The RegressionRoutine supports both point-wise regression and probabilistic regression. In the latter case, the model outputs the parameters of a PyTorch Distribution (e.g., a Normal, a Laplace, a NIG, …), enabling calibration evaluation on top of the usual error metrics.

Default test metrics#

Point-wise metrics (always computed)

reg/MAE — MeanAbsoluteError.
reg/MSE — MeanSquaredError.
reg/RMSE — root mean squared error.

When the model is probabilistic, these are computed from the dist_estimate of the predictive distribution ("mean" by default, "median" and "mode" also supported).

Probabilistic metrics (when dist_family is set)

reg/NLL — DistributionNLL, the negative log-likelihood of the predictive distribution.
cal/QCE — QuantileCalibrationError, the regression analogue of the ECE based on the empirical CDF of normalized residuals.

See the probabilistic regression tutorial and the Deep Evidential Regression tutorial for worked examples.

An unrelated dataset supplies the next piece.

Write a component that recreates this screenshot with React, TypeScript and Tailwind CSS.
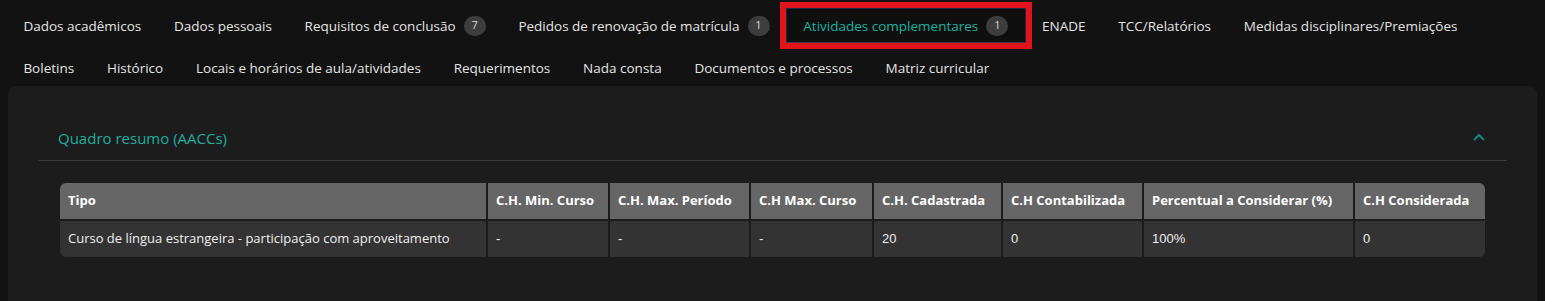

OOD detection & distribution shift#

OOD detection and shift evaluation are not implemented yet for regression — both will raise a NotImplementedError if requested. Please open an issue if you need them.

Pixelwise Regression#

The PixelRegressionRoutine is designed for dense regression tasks (monocular depth estimation in particular) and ships with the metrics commonly reported in the depth-estimation literature.

Default test metrics#

Point-wise metrics

reg/SILog — SILog, scale-invariant log error (Eigen et al., NeurIPS 2014).
reg/log10 — Log10 error.
reg/ARE — mean absolute relative error (MeanGTRelativeAbsoluteError).
reg/RSRE — root squared relative error (MeanGTRelativeSquaredError).
reg/RMSE and reg/RMSELog — root mean squared error in linear and log space (MeanSquaredLogError).
reg/iMAE and reg/iRMSE — inverse-depth errors (MeanAbsoluteErrorInverse, MeanSquaredErrorInverse).
reg/d1, reg/d2, reg/d3 — ThresholdAccuracy, the fraction of pixels whose prediction is within \(1.25^k\) of the ground truth (the standard \(\delta_k\) accuracies).

Probabilistic metrics (when dist_family is set)

reg/NLL — DistributionNLL of the per-pixel predictive distribution. For ensembles, predictions from the different estimators are combined into a MixtureSameFamily distribution before the NLL is computed.

OOD detection & distribution shift#

Like regression, OOD detection and shift evaluation are not implemented yet for pixel regression and will raise NotImplementedError.

Other metrics#

A few additional metrics are implemented but not plugged into a routine by default; you can use them directly on stored predictions, or wire them into a custom routine:

AUSE — Area Under the Sparsification Error curve, a task-agnostic metric measuring how well an uncertainty score ranks samples by their true error.
AdaptiveCalibrationError, ClasswiseCalibrationError, VariationRatio, CovAtxRisk, RiskAtxCov, FPRx — variants of the default metrics with user-controlled thresholds.

See the API reference for the full list and the references page for citations.